Garcia is a lifelong resident of La Plata County, a 1995 graduate of Fort Lewis College, has served as chairwoman of the La Plata County Democratic Party and was nominated in 2000 to challenge Republican Mark Larson for the 59th District in the state House. She had held various jobs with Durango School District 9-R.

Ted Garcia was the manager of Francisco’s Restaurante y Cantina on Main Avenue.

He was shot and killed late July 23, 2010, or early July 24, 2010, at his home in the 1000 block of County Road 206, west of downtown Durango. Dernoga, who lived in the basement, was late on rent and was possibly facing eviction, according to testimony.

Suzanne Garcia was in Baltimore caring for her father at the time of his death. She was scheduled to return July 24, 2010. Investigators said they have no evidence that Suzanne Garcia played a role in the homicide.

Dernoga received 16 years in prison after signing a plea agreement with the district attorney’s office.

The 2½-year ordeal exposed a rift between Suzanne Garcia’s and Ted Garcia’s side of the family.

“Suzanne has inflicted so much pain to so many people it would take a week to talk about it,” Francis Garcia, father of Ted Garcia, said while addressing the court. “Suzanne has been relentless in trying to destroy our lives, our livelihood.
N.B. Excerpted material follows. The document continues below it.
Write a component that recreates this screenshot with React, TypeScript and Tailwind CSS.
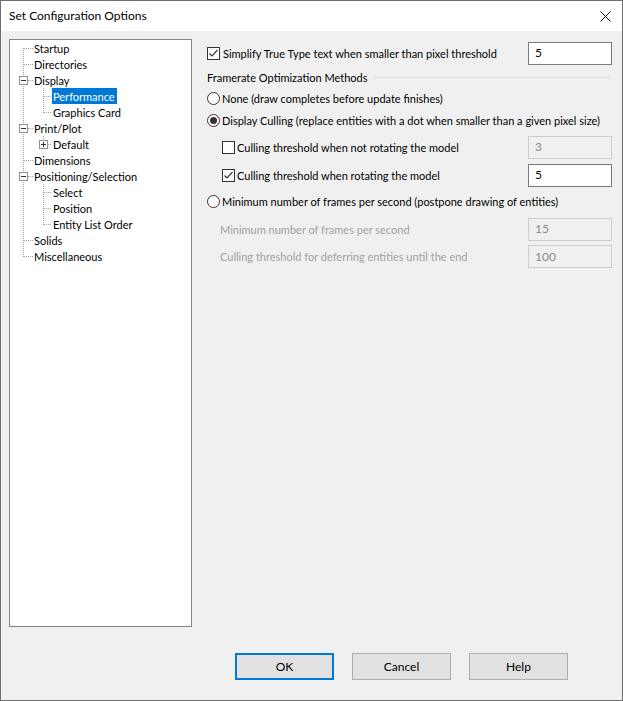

We are tired of looking over our shoulder.”

Suzanne Garcia lost custody of her oldest daughter, Claudia, 16, who is now living with Francis Garcia.

“You deserve the harshest sentence possible,” Francis Garcia said.

“A good mother would not drive a wedge between her two daughters,” he said.

The courtroom was nearly packed with friends, family and curious observers – including lawyers and investigators who worked the case.

Outside the courtroom, Francis Garcia expressed satisfaction with the punishment.

“Nobody wins, especially my granddaughters,” he said. “Justice was served. It sends a message to young people that they can’t obstruct the law.

“She’s been doing this a long time,” he said. “The judge looked at her record. It’s not a good one.”

Claudia Garcia also supported the judge’s decision.

“I’m just happy that it’s all over,” she said, “and I’m happy that my dad got the justice that he deserves.”